Work required.
Find each line with "styles" and copy it.

Data excerpt.
§ §

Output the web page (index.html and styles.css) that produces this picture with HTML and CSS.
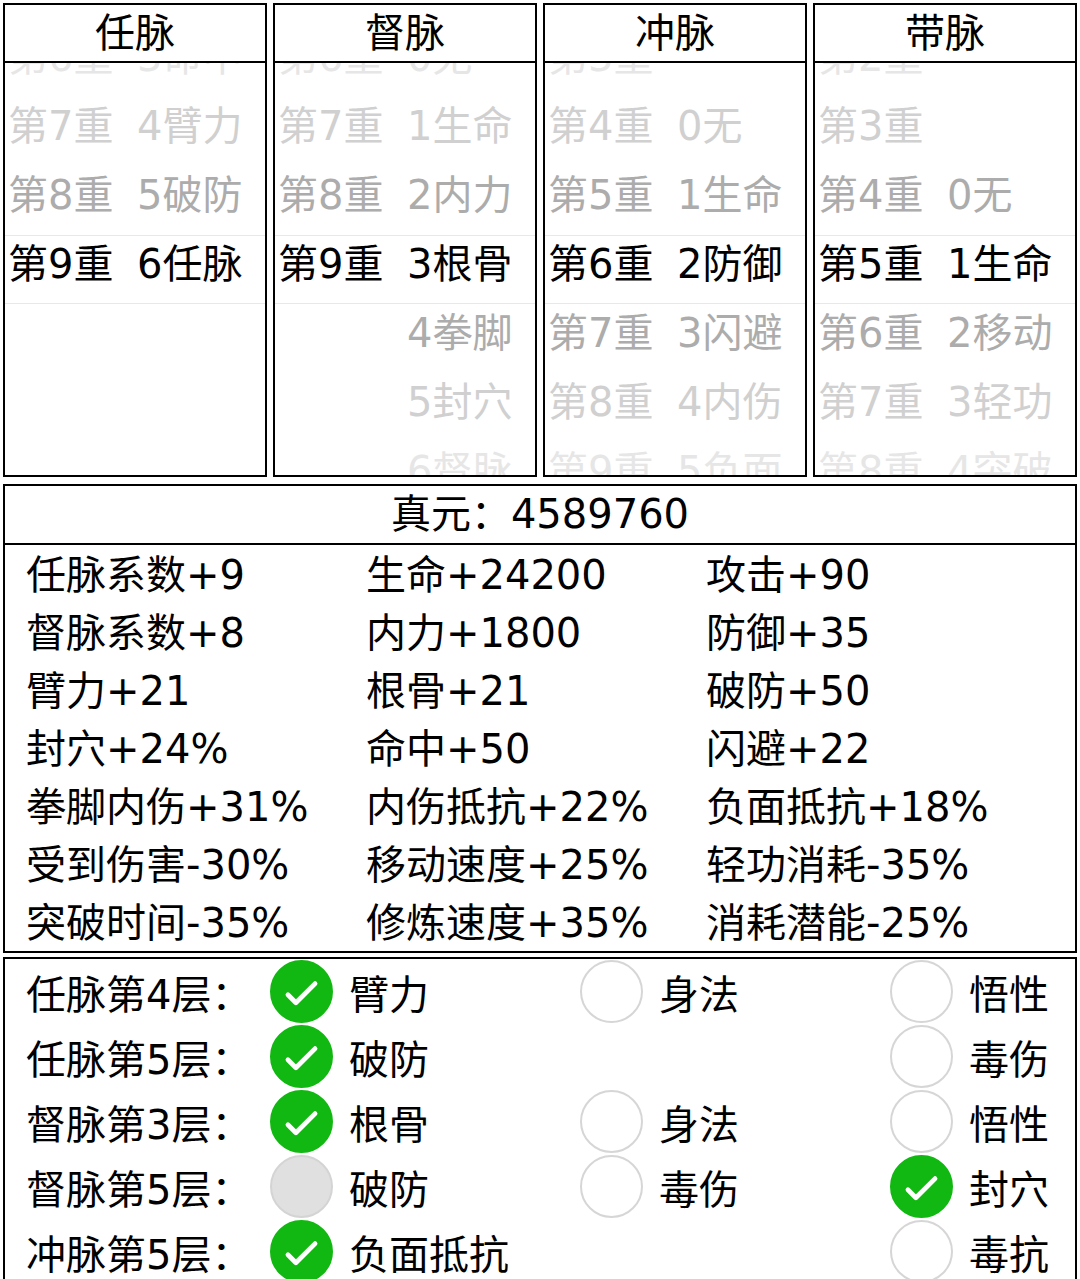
FILE: index.html
```html
<!DOCTYPE html>
<html lang="zh">
<head>
<meta charset="utf-8">
<title>经脉</title>
<link rel="stylesheet" href="styles.css">
</head>
<body>
<div class="page">
  <div class="wheels">
    <div class="wheel">
      <div class="wheel-title">任脉</div>
      <div class="wheel-body">
        <div class="band"></div>
        <div class="rows">
          <div class="row d3"><span class="lv">第6重</span><span class="at">3命中</span></div>
          <div class="row d2"><span class="lv">第7重</span><span class="at">4臂力</span></div>
          <div class="row d1"><span class="lv">第8重</span><span class="at">5破防</span></div>
          <div class="row d0"><span class="lv">第9重</span><span class="at">6任脉</span></div>
          <div class="row d1"><span class="lv"></span><span class="at"></span></div>
          <div class="row d2"><span class="lv"></span><span class="at"></span></div>
          <div class="row d3"><span class="lv"></span><span class="at"></span></div>
        </div>
      </div>
    </div>
    <div class="wheel">
      <div class="wheel-title">督脉</div>
      <div class="wheel-body">
        <div class="band"></div>
        <div class="rows">
          <div class="row d3"><span class="lv">第6重</span><span class="at">0无</span></div>
          <div class="row d2"><span class="lv">第7重</span><span class="at">1生命</span></div>
          <div class="row d1"><span class="lv">第8重</span><span class="at">2内力</span></div>
          <div class="row d0"><span class="lv">第9重</span><span class="at">3根骨</span></div>
          <div class="row d1"><span class="lv"></span><span class="at">4拳脚</span></div>
          <div class="row d2"><span class="lv"></span><span class="at">5封穴</span></div>
          <div class="row d3"><span class="lv"></span><span class="at">6督脉</span></div>
        </div>
      </div>
    </div>
    <div class="wheel">
      <div class="wheel-title">冲脉</div>
      <div class="wheel-body">
        <div class="band"></div>
        <div class="rows">
          <div class="row d3"><span class="lv">第3重</span><span class="at"></span></div>
          <div class="row d2"><span class="lv">第4重</span><span class="at">0无</span></div>
          <div class="row d1"><span class="lv">第5重</span><span class="at">1生命</span></div>
          <div class="row d0"><span class="lv">第6重</span><span class="at">2防御</span></div>
          <div class="row d1"><span class="lv">第7重</span><span class="at">3闪避</span></div>
          <div class="row d2"><span class="lv">第8重</span><span class="at">4内伤</span></div>
          <div class="row d3"><span class="lv">第9重</span><span class="at">5负面</span></div>
        </div>
      </div>
    </div>
    <div class="wheel">
      <div class="wheel-title">带脉</div>
      <div class="wheel-body">
        <div class="band"></div>
        <div class="rows">
          <div class="row d3"><span class="lv">第2重</span><span class="at"></span></div>
          <div class="row d2"><span class="lv">第3重</span><span class="at"></span></div>
          <div class="row d1"><span class="lv">第4重</span><span class="at">0无</span></div>
          <div class="row d0"><span class="lv">第5重</span><span class="at">1生命</span></div>
          <div class="row d1"><span class="lv">第6重</span><span class="at">2移动</span></div>
          <div class="row d2"><span class="lv">第7重</span><span class="at">3轻功</span></div>
          <div class="row d3"><span class="lv">第8重</span><span class="at">4突破</span></div>
        </div>
      </div>
    </div>
  </div>

  <section class="stats">
    <div class="stats-title">真元：4589760</div>
    <div class="stats-grid">
      <div>任脉系数+9</div><div>生命+24200</div><div>攻击+90</div>
      <div>督脉系数+8</div><div>内力+1800</div><div>防御+35</div>
      <div>臂力+21</div><div>根骨+21</div><div>破防+50</div>
      <div>封穴+24%</div><div>命中+50</div><div>闪避+22</div>
      <div>拳脚内伤+31%</div><div>内伤抵抗+22%</div><div>负面抵抗+18%</div>
      <div>受到伤害-30%</div><div>移动速度+25%</div><div>轻功消耗-35%</div>
      <div>突破时间-35%</div><div>修炼速度+35%</div><div>消耗潜能-25%</div>
    </div>
  </section>

  <section class="picks">
    <div class="pick-row">
      <div class="pick-label">任脉第4层：</div>
      <div class="opt"><span class="dot on"><svg viewBox="0 0 63 63"><path d="M17 35 L25.5 43.5 L46 23"/></svg></span><span>臂力</span></div>
      <div class="opt"><span class="dot"></span><span>身法</span></div>
      <div class="opt"><span class="dot"></span><span>悟性</span></div>
    </div>
    <div class="pick-row">
      <div class="pick-label">任脉第5层：</div>
      <div class="opt"><span class="dot on"><svg viewBox="0 0 63 63"><path d="M17 35 L25.5 43.5 L46 23"/></svg></span><span>破防</span></div>
      <div class="opt"></div>
      <div class="opt"><span class="dot"></span><span>毒伤</span></div>
    </div>
    <div class="pick-row">
      <div class="pick-label">督脉第3层：</div>
      <div class="opt"><span class="dot on"><svg viewBox="0 0 63 63"><path d="M17 35 L25.5 43.5 L46 23"/></svg></span><span>根骨</span></div>
      <div class="opt"><span class="dot"></span><span>身法</span></div>
      <div class="opt"><span class="dot"></span><span>悟性</span></div>
    </div>
    <div class="pick-row">
      <div class="pick-label">督脉第5层：</div>
      <div class="opt"><span class="dot off"></span><span>破防</span></div>
      <div class="opt"><span class="dot"></span><span>毒伤</span></div>
      <div class="opt"><span class="dot on"><svg viewBox="0 0 63 63"><path d="M17 35 L25.5 43.5 L46 23"/></svg></span><span>封穴</span></div>
    </div>
    <div class="pick-row">
      <div class="pick-label">冲脉第5层：</div>
      <div class="opt"><span class="dot on"><svg viewBox="0 0 63 63"><path d="M17 35 L25.5 43.5 L46 23"/></svg></span><span>负面抵抗</span></div>
      <div class="opt"></div>
      <div class="opt"><span class="dot"></span><span>毒抗</span></div>
    </div>
  </section>
</div>
</body>
</html>
```

FILE: styles.css
```css
html, body {
  margin: 0;
  padding: 0;
  background: #fff;
}

body {
  font-family: "DejaVu Sans", "Noto Sans CJK SC", sans-serif;
  font-size: 40px;
  color: #000;
}

.page {
  padding: 3px 3px 0 3px;
}

/* ---------- wheels ---------- */
.wheels {
  display: flex;
  gap: 6px;
  height: 474px;
}

.wheel {
  flex: 1;
  min-width: 0;
  border: 2px solid #000;
  display: flex;
  flex-direction: column;
}

.wheel-title {
  height: 56px;
  line-height: 56px;
  text-align: center;
  border-bottom: 2px solid #000;
  font-size: 40px;
}

.wheel-body {
  flex: 1;
  position: relative;
  overflow: hidden;
}

.band {
  position: absolute;
  left: 0;
  right: 0;
  top: 172px;
  height: 67px;
  border-top: 1px solid #e8e8e8;
  border-bottom: 1px solid #e8e8e8;
}

.rows {
  margin-top: -40px;
  padding-left: 3px;
}

.row {
  display: flex;
  height: 69px;
  line-height: 69px;
  white-space: nowrap;
}

.lv {
  width: 129px;
  flex: none;
}

.d0 { color: #000; }
.d1 { color: #acacac; }
.d2 { color: #d0d0d0; }
.d3 { color: #e6e6e6; }

/* ---------- stats ---------- */
.stats {
  margin-top: 7px;
  border: 2px solid #000;
}

.stats-title {
  height: 57px;
  line-height: 57px;
  text-align: center;
  border-bottom: 2px solid #000;
}

.stats-grid {
  display: grid;
  grid-template-columns: 340px 340px 1fr;
  padding-left: 21px;
}

.stats-grid > div {
  height: 58px;
  line-height: 60px;
  white-space: nowrap;
}

/* ---------- picks ---------- */
.picks {
  margin-top: 4px;
  border: 2px solid #000;
  border-bottom: none;
  padding-left: 21px;
}

.pick-row {
  display: grid;
  grid-template-columns: 244px 310px 310px 1fr;
  height: 65px;
  align-items: center;
}

.pick-label {
  white-space: nowrap;
}

.opt {
  display: flex;
  align-items: center;
  gap: 16px;
  white-space: nowrap;
}

.dot {
  width: 63px;
  height: 63px;
  box-sizing: border-box;
  border-radius: 50%;
  border: 2px solid #d6d6d6;
  background: #fff;
  flex: none;
  display: block;
}

.dot.on {
  background: #11b811;
  border-color: #11b811;
}

.dot.off {
  background: #e0e0e0;
  border-color: #d4d4d4;
}

.dot svg {
  display: block;
  width: 59px;
  height: 59px;
}

.dot svg path {
  fill: none;
  stroke: #fff;
  stroke-width: 5;
  stroke-linecap: round;
  stroke-linejoin: round;
}
```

§ §

Finished exercise.
Output the web page (index.html and styles.css) that produces this picture with HTML and CSS.
<link rel="stylesheet" href="styles.css">
FILE: styles.css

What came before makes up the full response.